An Earthquake Early Warning Decision Support System for Railway Bridge Infrastructure

Abstract

Earthquake early warning (EEW) systems deliver actionable information seconds before the arrival of damaging seismic waves from an oncoming earthquake at a target site. Such information can potentially contribute to mitigating the negative impacts of earthquakes on the operation of infrastructure assets. EEW-related decision making should use risk-based protocols, and the evaluation of the benefits of EEW systems should address all the possible rupture scenarios that may affect a specific location (or asset). This paper addresses these requirements for EEW on railway bridge structures. We first develop a risk-informed EEW decision support system (DSS) for these assets, combining information on site-specific seismic hazard, time-dependent EEW algorithm outputs, probabilistic seismic demand modeling, damage and derailment fragilities, and seismic loss models. These components are integrated into a multi-criteria decision-making framework that accounts for diverse stakeholder perspectives on risk.
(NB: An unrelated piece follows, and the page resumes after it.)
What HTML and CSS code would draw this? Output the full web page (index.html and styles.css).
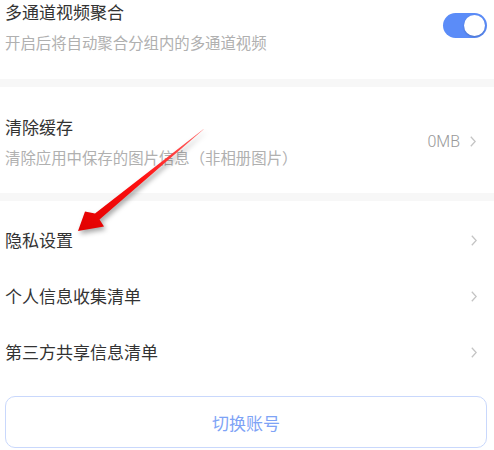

We then propose an approach for quantifying the loss-mitigation benefits (i.e., effectiveness) of the EEW-DSS across all possible relevant rupture scenarios affecting a railway bridge, based on value of information theory and accounting for dynamic accuracy/lead-time trade-offs related to EEW performance. A multi-span reinforced concrete railway bridge in Northeastern Spain is adopted as a testbed to showcase the proposed EEW-DSS and investigate its benefits. The findings from the analysis shed light on the importance of risk-based, uncertainty-informed, and stakeholder-oriented decision making to the loss-mitigation effectiveness of EEW for a railway bridge.